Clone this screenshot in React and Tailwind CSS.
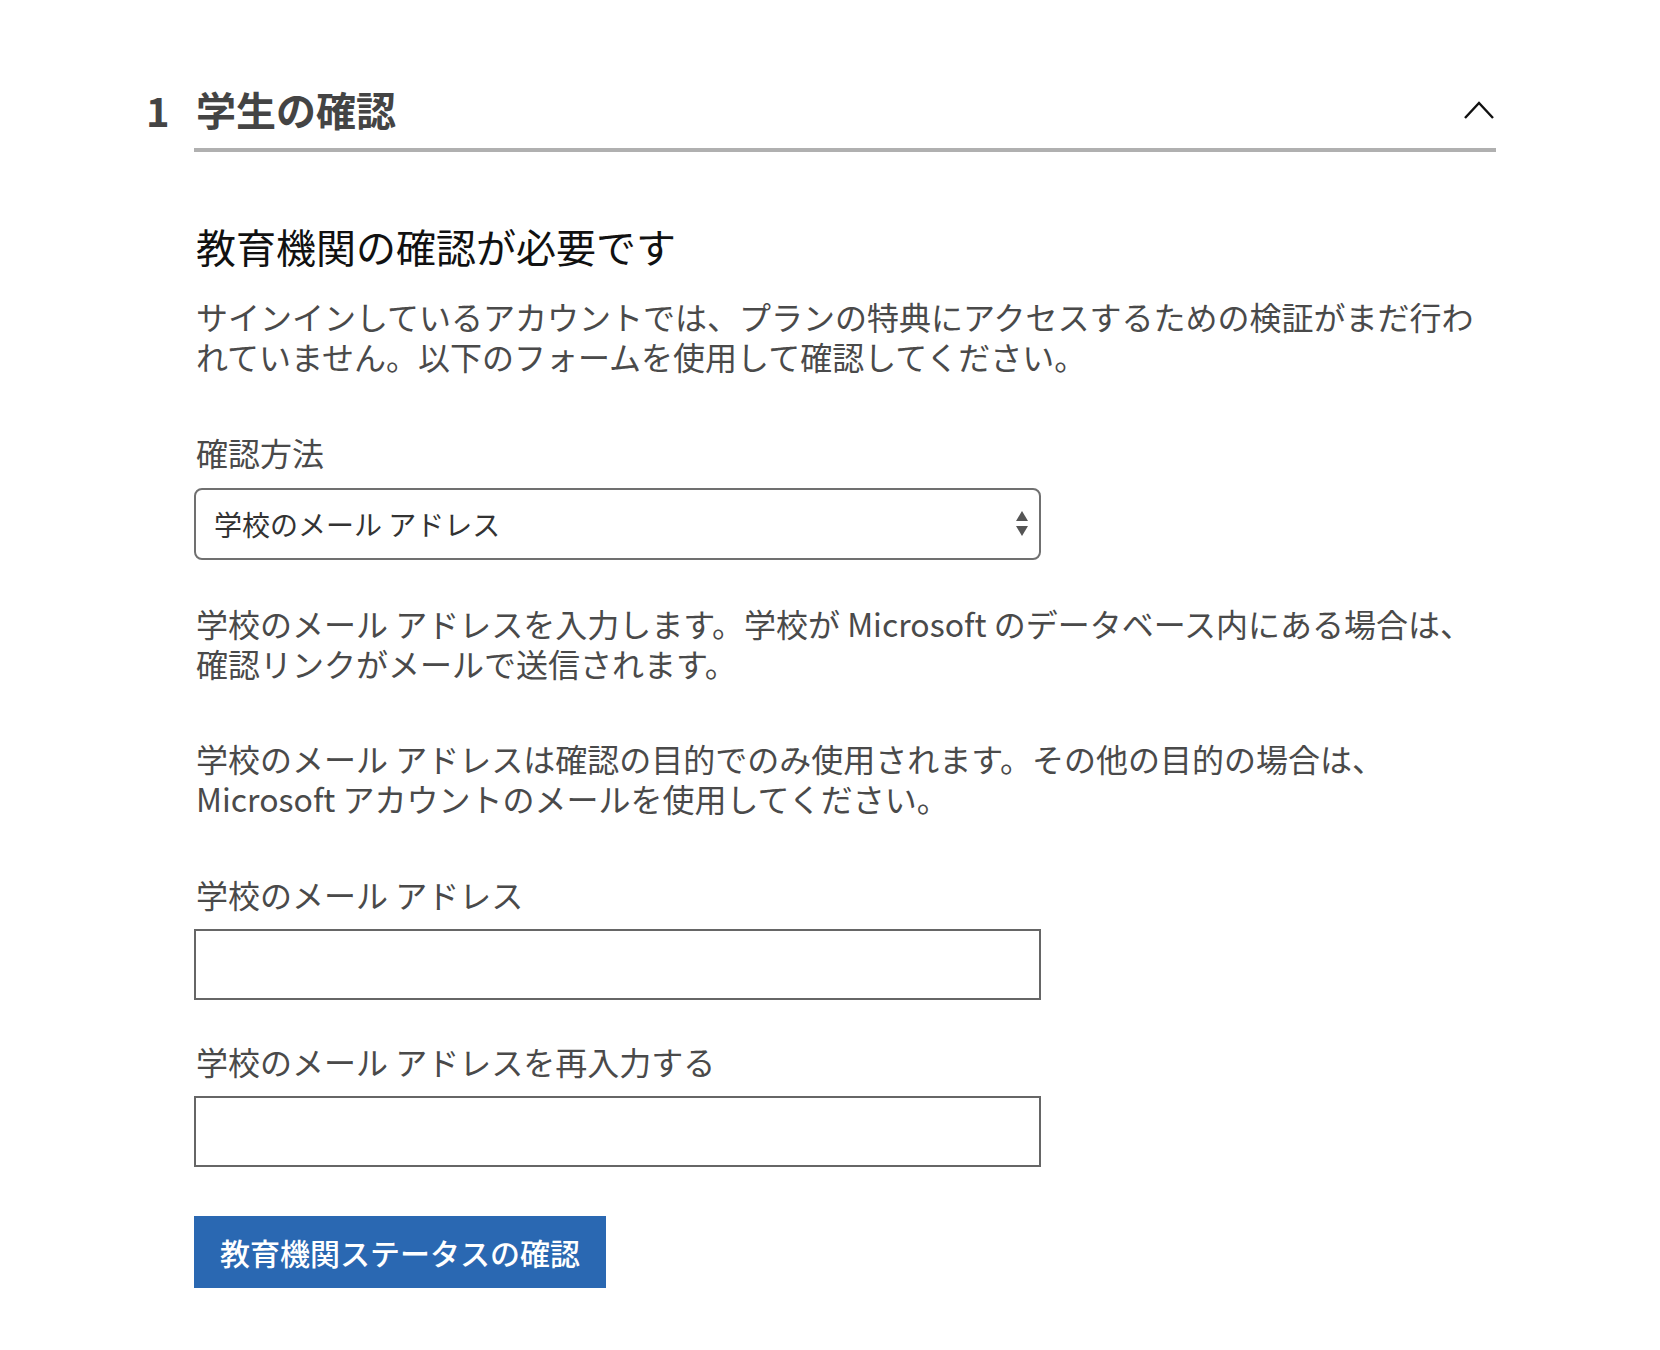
const jp = "font-['Noto_Sans_CJK_JP','Noto_Sans',sans-serif]";

const ChevronUp = () => (
  <svg width="32" height="20" viewBox="0 0 32 20" fill="none">
    <polyline points="2,18 16,3 30,18" stroke="#111" strokeWidth="2.4" />
  </svg>
);

const SelectArrows = () => (
  <svg width="14" height="26" viewBox="0 0 14 26">
    <polygon points="7,0 13,10 1,10" fill="#555" />
    <polygon points="1,15 13,15 7,25" fill="#555" />
  </svg>
);

const App = () => {
  return (
    <div className={`min-h-[1350px] w-[1660px] bg-white pl-[146px] pt-[85px] ${jp}`}>
      <div className="flex">
        <div className="w-[48px] pt-[1px] text-[40px] font-bold leading-[48px] text-[#444]">1</div>
        <div className="w-[1302px]">
          <div className="flex items-center justify-between border-b-4 border-[#b0b0b0] pb-[15px]">
            <h2 className="pl-[2px] text-[40px] font-bold leading-[48px] text-[#444]">学生の確認</h2>
            <div className="pr-[1px] pt-[2px]">
              <ChevronUp />
            </div>
          </div>

          <h3 className="mt-[70px] pl-[2px] text-[40px] font-normal leading-[48px] text-[#111]">
            教育機関の確認が必要です
          </h3>
          <p className="mt-[26px] pl-[2px] text-[32px] leading-[40px] text-[#4a4a4a]">
            サインインしているアカウントでは、プランの特典にアクセスするための検証がまだ行わ
            <br />
            れていません。以下のフォームを使用して確認してください。
          </p>

          <label className="mt-[56px] block pl-[2px] text-[32px] leading-[40px] text-[#4a4a4a]">確認方法</label>
          <div className="mt-[16px] flex h-[72px] w-[847px] items-center justify-between rounded-[8px] border-2 border-[#707070] pl-[18px] pr-[10px]">
            <span className="text-[28px] leading-[36px] text-[#333]">学校のメール アドレス</span>
            <SelectArrows />
          </div>

          <p className="mt-[43px] pl-[2px] text-[32px] leading-[40px] text-[#4a4a4a]">
            学校のメール アドレスを入力します。学校が Microsoft のデータベース内にある場合は、
            <br />
            確認リンクがメールで送信されます。
          </p>

          <p className="mt-[55px] pl-[2px] text-[32px] leading-[40px] text-[#4a4a4a]">
            学校のメール アドレスは確認の目的でのみ使用されます。その他の目的の場合は、
            <br />
            Microsoft アカウントのメールを使用してください。
          </p>

          <label className="mt-[56px] block pl-[2px] text-[32px] leading-[40px] text-[#4a4a4a]">
            学校のメール アドレス
          </label>
          <input type="text" className="mt-[15px] block h-[71px] w-[847px] border-2 border-[#666] bg-white px-4 text-[28px] outline-none" />

          <label className="mt-[41px] block pl-[2px] text-[32px] leading-[40px] text-[#4a4a4a]">
            学校のメール アドレスを再入力する
          </label>
          <input type="text" className="mt-[15px] block h-[71px] w-[847px] border-2 border-[#666] bg-white px-4 text-[28px] outline-none" />

          <button className="mt-[49px] flex h-[72px] w-[412px] items-center justify-center bg-[#2a68b2] text-[30px] font-medium leading-[40px] text-white">
            教育機関ステータスの確認
          </button>
        </div>
      </div>
    </div>
  );
};

export default App;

WRITTEN TASK — Give an exact copy of the material, leaving out every picture.

EXERCISE SOLUTION —
Clone this screenshot in React and Tailwind CSS.
const jp = "font-['Noto_Sans_CJK_JP','Noto_Sans',sans-serif]";

const ChevronUp = () => (
  <svg width="32" height="20" viewBox="0 0 32 20" fill="none">
    <polyline points="2,18 16,3 30,18" stroke="#111" strokeWidth="2.4" />
  </svg>
);

const SelectArrows = () => (
  <svg width="14" height="26" viewBox="0 0 14 26">
    <polygon points="7,0 13,10 1,10" fill="#555" />
    <polygon points="1,15 13,15 7,25" fill="#555" />
  </svg>
);

const App = () => {
  return (
    <div className={`min-h-[1350px] w-[1660px] bg-white pl-[146px] pt-[85px] ${jp}`}>
      <div className="flex">
        <div className="w-[48px] pt-[1px] text-[40px] font-bold leading-[48px] text-[#444]">1</div>
        <div className="w-[1302px]">
          <div className="flex items-center justify-between border-b-4 border-[#b0b0b0] pb-[15px]">
            <h2 className="pl-[2px] text-[40px] font-bold leading-[48px] text-[#444]">学生の確認</h2>
            <div className="pr-[1px] pt-[2px]">
              <ChevronUp />
            </div>
          </div>

          <h3 className="mt-[70px] pl-[2px] text-[40px] font-normal leading-[48px] text-[#111]">
            教育機関の確認が必要です
          </h3>
          <p className="mt-[26px] pl-[2px] text-[32px] leading-[40px] text-[#4a4a4a]">
            サインインしているアカウントでは、プランの特典にアクセスするための検証がまだ行わ
            <br />
            れていません。以下のフォームを使用して確認してください。
          </p>

          <label className="mt-[56px] block pl-[2px] text-[32px] leading-[40px] text-[#4a4a4a]">確認方法</label>
          <div className="mt-[16px] flex h-[72px] w-[847px] items-center justify-between rounded-[8px] border-2 border-[#707070] pl-[18px] pr-[10px]">
            <span className="text-[28px] leading-[36px] text-[#333]">学校のメール アドレス</span>
            <SelectArrows />
          </div>

          <p className="mt-[43px] pl-[2px] text-[32px] leading-[40px] text-[#4a4a4a]">
            学校のメール アドレスを入力します。学校が Microsoft のデータベース内にある場合は、
            <br />
            確認リンクがメールで送信されます。
          </p>

          <p className="mt-[55px] pl-[2px] text-[32px] leading-[40px] text-[#4a4a4a]">
            学校のメール アドレスは確認の目的でのみ使用されます。その他の目的の場合は、
            <br />
            Microsoft アカウントのメールを使用してください。
          </p>

          <label className="mt-[56px] block pl-[2px] text-[32px] leading-[40px] text-[#4a4a4a]">
            学校のメール アドレス
          </label>
          <input type="text" className="mt-[15px] block h-[71px] w-[847px] border-2 border-[#666] bg-white px-4 text-[28px] outline-none" />

          <label className="mt-[41px] block pl-[2px] text-[32px] leading-[40px] text-[#4a4a4a]">
            学校のメール アドレスを再入力する
          </label>
          <input type="text" className="mt-[15px] block h-[71px] w-[847px] border-2 border-[#666] bg-white px-4 text-[28px] outline-none" />

          <button className="mt-[49px] flex h-[72px] w-[412px] items-center justify-center bg-[#2a68b2] text-[30px] font-medium leading-[40px] text-white">
            教育機関ステータスの確認
          </button>
        </div>
      </div>
    </div>
  );
};

export default App;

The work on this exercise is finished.